◆ Problem requirements ◆
Retype the lines beneath this one, from the first through the line containing "import React from 'react';". Pictures are left out.

Web page code records:
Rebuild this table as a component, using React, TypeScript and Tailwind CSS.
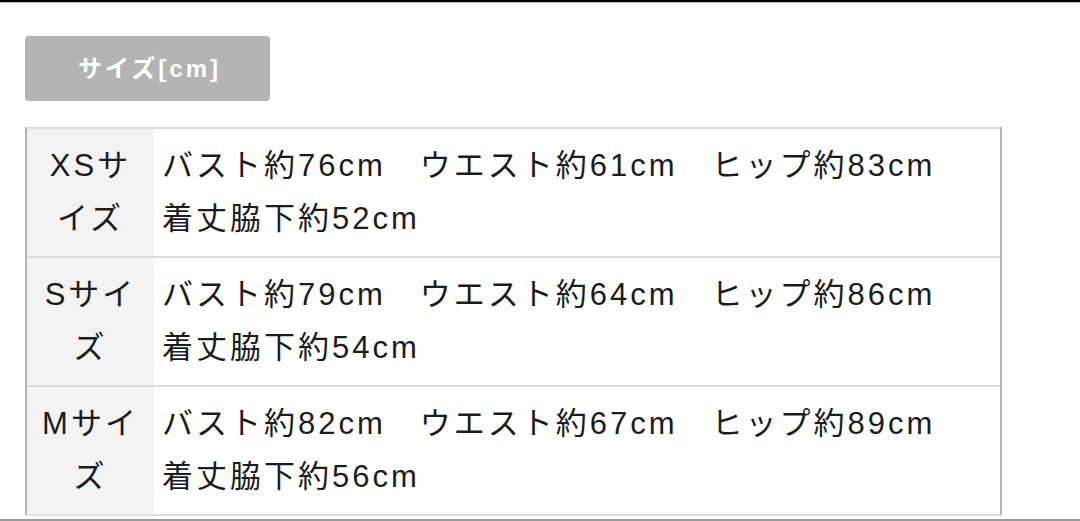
import React from 'react';

const rows = [
  {
    size: ['XSサ', 'イズ'],
    lines: ['バスト約76cm　ウエスト約61cm　ヒップ約83cm', '着丈脇下約52cm'],
  },
  {
    size: ['Sサイ', 'ズ'],
    lines: ['バスト約79cm　ウエスト約64cm　ヒップ約86cm', '着丈脇下約54cm'],
  },
  {
    size: ['Mサイ', 'ズ'],
    lines: ['バスト約82cm　ウエスト約67cm　ヒップ約89cm', '着丈脇下約56cm'],
  },
];

export default function App() {
  return (
    <div
      className="w-[1080px] h-[521px] bg-white overflow-hidden flex flex-col"
      style={{ fontFamily: '"Liberation Sans", "Noto Sans CJK JP", sans-serif' }}
    >
      {/* top edge */}
      <div className="h-[3px] bg-black border-b border-[#bbb]" />

      <div className="flex-1 px-[25px] pt-[33px]">
        {/* title tab */}
        <div className="w-[245px] h-[65px] bg-[#b4b4b4] rounded-[4px] flex items-center justify-center text-white font-bold text-[24px] tracking-[3px] pl-[4px]">
          サイズ[cm]
        </div>

        {/* size table */}
        <div className="mt-[26px] w-[977px] border-x-2 border-[#b5b5b5] border-b-2 border-b-[#e0e0e0] text-[#1c1c1c] text-[31px] leading-[53px] tracking-[3px]">
          {rows.map((r, i) => (
            <div key={i} className="flex h-[129px] border-t-2 border-[#dcdcdc]">
              <div className="w-[127px] bg-[#f3f3f3] flex flex-col items-center justify-center pb-[2px]">
                {r.size.map((s) => (
                  <div key={s}>{s}</div>
                ))}
              </div>
              <div className="flex-1 pl-[8px] flex flex-col justify-center pb-[2px]">
                {r.lines.map((l) => (
                  <div key={l} className="whitespace-pre">
                    {l}
                  </div>
                ))}
              </div>
            </div>
          ))}
        </div>
      </div>

      {/* bottom edge */}
      <div className="h-[2px] bg-[#9a9a9a]" />
    </div>
  );
}
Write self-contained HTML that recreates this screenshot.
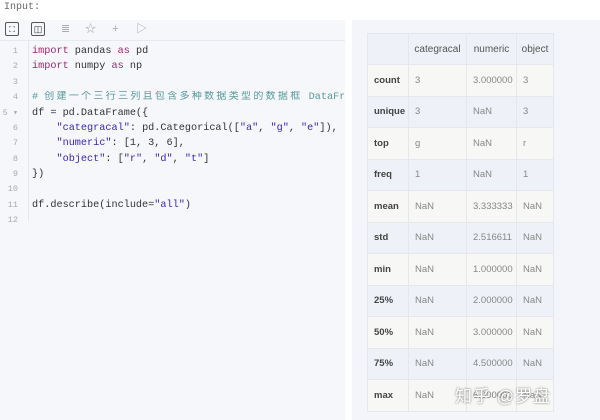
<!DOCTYPE html>
<html><head><meta charset="utf-8"><style>
body{margin:0;width:600px;height:420px;background:#fff;overflow:hidden;position:relative;font-family:"Liberation Sans","Noto Sans CJK SC",sans-serif}
.lbl{position:absolute;left:4px;top:2px;font:10px "Liberation Mono",monospace;color:#666}
.code{position:absolute;left:0;top:20px;width:345px;height:400px;background:#f5f7fb}
.tb{height:20px;border-bottom:1px solid #e6e9ef;position:relative}
.ic{position:absolute;top:3px;width:13px;height:13px;color:#aab;font-size:11px;line-height:13px;text-align:center}
.box{border:1px solid #555;border-radius:2px;color:#333;width:12px;height:12px;top:2px}
.gut{position:absolute;left:0;top:21px;width:28px;height:180px;border-right:1px solid #e4e7ee}
.ln{position:absolute;left:0;width:18px;text-align:right;font:8.5px/13px "Liberation Mono",monospace;color:#aaa}
.cl{position:absolute;left:32px;font:10.2px/13px "Liberation Mono","Noto Sans CJK SC",monospace;color:#333;white-space:pre;height:13px}
.k{color:#a0286e}.s{color:#3b27b3}.c{color:#5a9a9a}
.cj{letter-spacing:2.3px;font-size:10px}
.out{position:absolute;left:352px;top:20px;width:248px;height:400px;background:#f3f5fb}
table{position:absolute;left:15px;top:13px;border-collapse:collapse;font-size:9.5px;table-layout:fixed;width:186px}
td{border:1px solid #e5e7ec;height:31.5px;padding:0 0 0 6px;color:#888;box-sizing:border-box}
tr:nth-child(odd) td{background:#eef1f7}
tr:nth-child(even) td{background:#f7f7f5}
td:first-child{font-weight:bold;color:#444}
tr:first-child td{color:#555;font-weight:normal;text-align:center;padding:0;height:31px;font-size:10px}
.wm{position:absolute;left:455px;top:382px;font-size:17px;color:#fff;text-shadow:0 0 2px #666;letter-spacing:1px}
</style></head><body>
<div class="lbl">Input:</div>
<div class="code">
<div class="tb">
<div class="ic box" style="left:5px;font-size:8px">⛶</div>
<div class="ic box" style="left:31px;font-size:9px">◫</div>
<div class="ic" style="left:59px">≣</div>
<div class="ic" style="left:84px">☆</div>
<div class="ic" style="left:109px">+</div>
<div class="ic" style="left:135px">▷</div>
</div>
<div class="gut"></div>
</div>
<div style="position:absolute;left:0;top:1px">
<div class="ln" style="top:44px">1</div><div class="ln" style="top:59px">2</div><div class="ln" style="top:75px">3</div><div class="ln" style="top:90px">4</div><div class="ln" style="top:106px">5 ▾</div><div class="ln" style="top:121px">6</div><div class="ln" style="top:136px">7</div><div class="ln" style="top:152px">8</div><div class="ln" style="top:167px">9</div><div class="ln" style="top:182px">10</div><div class="ln" style="top:198px">11</div><div class="ln" style="top:213px">12</div>
<div class="cl" style="top:44px"><span class="k">import</span> pandas <span class="k">as</span> pd</div>
<div class="cl" style="top:59px"><span class="k">import</span> numpy <span class="k">as</span> np</div>
<div class="cl c" style="top:90px;width:312px;overflow:hidden"># <span class="cj">创建一个三行三列且包含多种数据类型的数据框</span> DataFrame</div>
<div class="cl" style="top:106px">df = pd.DataFrame({</div>
<div class="cl" style="top:121px">    <span class="s">"categracal"</span>: pd.Categorical([<span class="s">"a"</span>, <span class="s">"g"</span>, <span class="s">"e"</span>]),</div>
<div class="cl" style="top:136px">    <span class="s">"numeric"</span>: [1, 3, 6],</div>
<div class="cl" style="top:152px">    <span class="s">"object"</span>: [<span class="s">"r"</span>, <span class="s">"d"</span>, <span class="s">"t"</span>]</div>
<div class="cl" style="top:167px">})</div>
<div class="cl" style="top:198px">df.describe(include=<span class="s">"all"</span>)</div>
</div>
<div class="out">
<table>
<colgroup><col style="width:41px"><col style="width:58px"><col style="width:50px"><col style="width:37px"></colgroup>
<tr><td></td><td>categracal</td><td>numeric</td><td>object</td></tr>
<tr><td>count</td><td>3</td><td>3.000000</td><td>3</td></tr>
<tr><td>unique</td><td>3</td><td>NaN</td><td>3</td></tr>
<tr><td>top</td><td>g</td><td>NaN</td><td>r</td></tr>
<tr><td>freq</td><td>1</td><td>NaN</td><td>1</td></tr>
<tr><td>mean</td><td>NaN</td><td>3.333333</td><td>NaN</td></tr>
<tr><td>std</td><td>NaN</td><td>2.516611</td><td>NaN</td></tr>
<tr><td>min</td><td>NaN</td><td>1.000000</td><td>NaN</td></tr>
<tr><td>25%</td><td>NaN</td><td>2.000000</td><td>NaN</td></tr>
<tr><td>50%</td><td>NaN</td><td>3.000000</td><td>NaN</td></tr>
<tr><td>75%</td><td>NaN</td><td>4.500000</td><td>NaN</td></tr>
<tr><td>max</td><td>NaN</td><td>6.000000</td><td>NaN</td></tr>
</table>
</div>
<div class="wm">知乎 @罗盘</div>
</body></html>
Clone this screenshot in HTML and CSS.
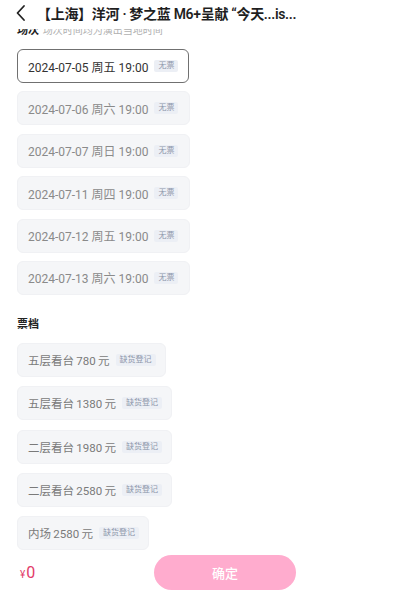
FILE: index.html
```html
<!DOCTYPE html>
<html lang="zh-CN">
<head>
    <meta charset="UTF-8">
    <meta name="viewport" content="width=device-width, initial-scale=1.0">
    <title>选择场次</title>
    <link rel="stylesheet" href="styles.css">
</head>
<body>
    <div class="topbar">
        <svg class="back" width="12" height="18" viewBox="0 0 12 18"><path d="M9 2 L2.5 9 L9 16" fill="none" stroke="#222" stroke-width="1.8" stroke-linecap="round" stroke-linejoin="round"/></svg>
        <div class="title">【上海】洋河 · 梦之蓝 M6+呈献 “今天...is...</div>
    </div>

    <div class="content">
        <div class="label">场次 <span class="hint">场次时间均为演出当地时间</span></div>
        <div class="list">
            <div class="chip active">2024-07-05 周五 19:00 <span class="tag">无票</span></div>
            <div class="chip">2024-07-06 周六 19:00 <span class="tag">无票</span></div>
            <div class="chip">2024-07-07 周日 19:00 <span class="tag">无票</span></div>
            <div class="chip">2024-07-11 周四 19:00 <span class="tag">无票</span></div>
            <div class="chip">2024-07-12 周五 19:00 <span class="tag">无票</span></div>
            <div class="chip">2024-07-13 周六 19:00 <span class="tag">无票</span></div>
        </div>

        <div class="label tier-label">票档</div>
        <div class="list tiers">
            <div class="chip">五层看台&thinsp;780&thinsp;元 <span class="tag">缺货登记</span></div>
            <div class="chip">五层看台&thinsp;1380&thinsp;元 <span class="tag">缺货登记</span></div>
            <div class="chip">二层看台&thinsp;1980&thinsp;元 <span class="tag">缺货登记</span></div>
            <div class="chip">二层看台&thinsp;2580&thinsp;元 <span class="tag">缺货登记</span></div>
            <div class="chip">内场&thinsp;2580&thinsp;元 <span class="tag">缺货登记</span></div>
        </div>
    </div>

    <div class="footer">
        <div class="price"><span class="yen">¥</span>0</div>
        <button class="confirm">确定</button>
    </div>
</body>
</html>
```

FILE: styles.css
```css
* { box-sizing: border-box; }
body { margin: 0; width: 406px; height: 595px; overflow: hidden; background: #fff; font-family: Roboto, "Noto Sans CJK SC", sans-serif; color: #333; position: relative; }

.topbar { position: absolute; top: 0; left: 0; right: 0; height: 29px; background: #fff; display: flex; align-items: center; padding: 0 0 4px 15px; z-index: 2; }
.back { margin-right: 10px; }
.title { font-size: 14px; font-weight: 600; color: #1f1f1f; white-space: nowrap; letter-spacing: -0.3px; }

.content { padding: 23px 17px 0; }
.label { font-size: 11px; font-weight: 600; color: #222; line-height: 16px; }
.hint { font-weight: 400; color: #b0b0b0; font-size: 10px; margin-left: 1px; }

.list { display: flex; flex-direction: column; align-items: flex-start; gap: 8.4px; margin-top: 10px; }
.chip { height: 34px; display: flex; align-items: center; padding: 0 11px 0 10px; background: #f5f6f8; border: 1px solid #f0f1f4; border-radius: 6px; font-size: 12px; color: #8a8a8a; white-space: nowrap; }
.chip.active { background: #fff; border-color: #707070; color: #333; width: 172px; }
.tag { margin-left: 6px; font-size: 8px; color: #8c96aa; background: #eceff5; padding: 0 4px; height: 12px; line-height: 12px; border-radius: 2px; }

.tier-label { margin-top: 22px; }
.tiers { gap: 9.3px; margin-top: 10px; }
.tiers .chip { font-size: 11.5px; padding-right: 9px; color: #7a7a7a; }

.footer { position: absolute; left: 0; right: 0; bottom: 0; height: 45px; background: #fff; display: flex; align-items: center; padding: 0 0 0 20px; }
.price { color: #e23c6a; font-size: 16px; width: 134px; }
.yen { font-size: 10px; margin-right: 1px; }
.confirm { width: 142px; height: 35px; border: none; border-radius: 18px; background: #ffacce; color: #fff; font-family: inherit; font-size: 13px; font-weight: 500; }
```
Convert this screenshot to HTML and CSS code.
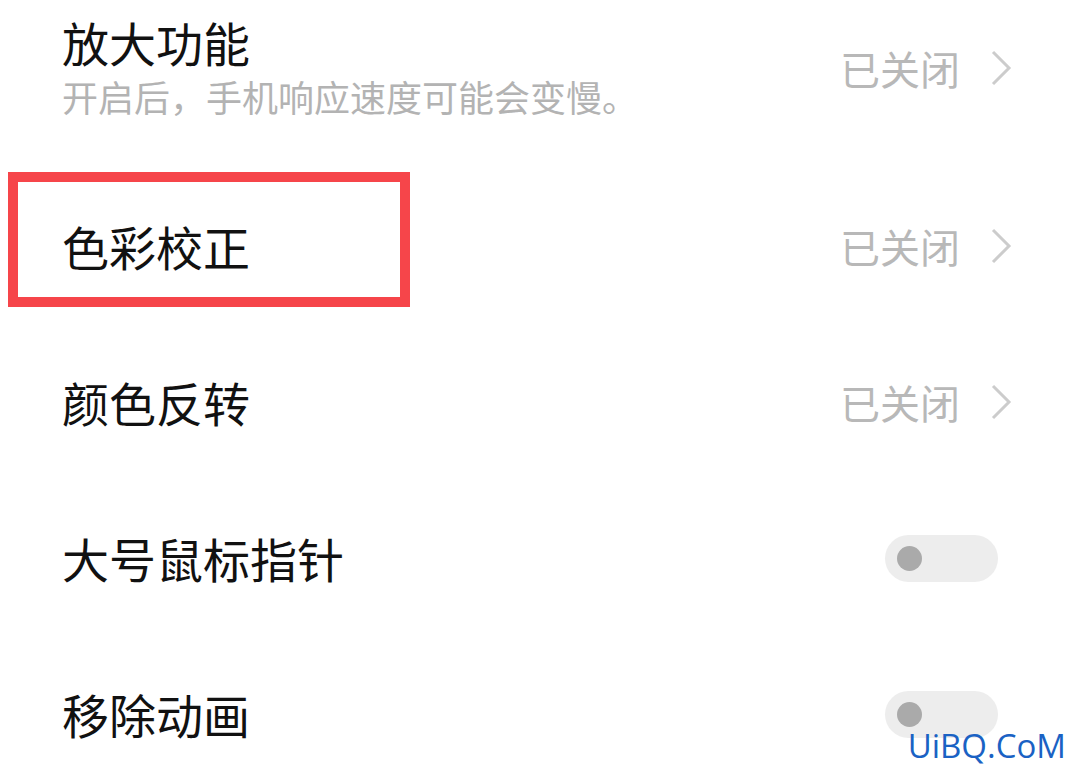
FILE: index.html
```html
<!DOCTYPE html>
<html lang="zh-CN">

<head>
    <meta charset="UTF-8">
    <meta name="viewport" content="width=device-width, initial-scale=1.0">
    <title>无障碍设置</title>
    <link rel="stylesheet" href="styles.css">
</head>

<body>
    <div class="list">
        <div class="row first">
            <div class="text">
                <div class="title">放大功能</div>
                <div class="desc">开启后，手机响应速度可能会变慢。</div>
            </div>
            <div class="status">
                <span>已关闭</span>
                <svg class="chevron" width="22" height="38" viewBox="0 0 22 38">
                    <polyline points="3,3 19,19 3,35" fill="none" stroke="#cccccc" stroke-width="3" />
                </svg>
            </div>
        </div>

        <div class="row marked">
            <div class="title">色彩校正</div>
            <div class="status">
                <span>已关闭</span>
                <svg class="chevron" width="22" height="38" viewBox="0 0 22 38">
                    <polyline points="3,3 19,19 3,35" fill="none" stroke="#cccccc" stroke-width="3" />
                </svg>
            </div>
            <div class="mark"></div>
        </div>

        <div class="row">
            <div class="title">颜色反转</div>
            <div class="status">
                <span>已关闭</span>
                <svg class="chevron" width="22" height="38" viewBox="0 0 22 38">
                    <polyline points="3,3 19,19 3,35" fill="none" stroke="#cccccc" stroke-width="3" />
                </svg>
            </div>
        </div>

        <div class="row">
            <div class="title">大号鼠标指针</div>
            <div class="switch"><span class="knob"></span></div>
        </div>

        <div class="row">
            <div class="title">移除动画</div>
            <div class="switch"><span class="knob"></span></div>
        </div>
    </div>

    <div class="watermark">UiBQ.CoM</div>
</body>

</html>
```

FILE: styles.css
```css
* {
    margin: 0;
    padding: 0;
    box-sizing: border-box;
}

body {
    width: 1076px;
    height: 768px;
    overflow: hidden;
    position: relative;
    background-color: #fff;
    font-family: "Noto Sans CJK SC", "Noto Sans", sans-serif;
}

.list {
    padding: 0 64px 0 62px;
}

.row {
    position: relative;
    display: flex;
    align-items: center;
    justify-content: space-between;
    height: 156px;
}

.row.first {
    height: 168px;
    padding-bottom: 32px;
}

.title {
    font-size: 47px;
    line-height: 56px;
    color: #111;
}

.desc {
    font-size: 36px;
    line-height: 52px;
    color: #b3b3b3;
}

.status {
    display: flex;
    align-items: center;
    gap: 30px;
    font-size: 40px;
    color: #b8b8b8;
}

.chevron {
    display: block;
}

.switch {
    position: relative;
    width: 113px;
    height: 47px;
    margin-right: 14px;
    border-radius: 24px;
    background-color: #ededed;
}

.switch .knob {
    position: absolute;
    left: 12px;
    top: 11px;
    width: 25px;
    height: 25px;
    border-radius: 50%;
    background-color: #aaaaaa;
}

/* 红色标注框 */
.mark {
    position: absolute;
    left: -54px;
    top: 4px;
    width: 402px;
    height: 135px;
    border: 10px solid #f6454a;
}

.watermark {
    position: absolute;
    right: 10px;
    bottom: 2px;
    font-family: "Open Sans", "DejaVu Sans", sans-serif;
    font-size: 33px;
    line-height: 40px;
    color: #1a62c4;
}
```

◆ Solution to this exercise ◆
Rebuild this table as a component, using React, TypeScript and Tailwind CSS.
import React from 'react';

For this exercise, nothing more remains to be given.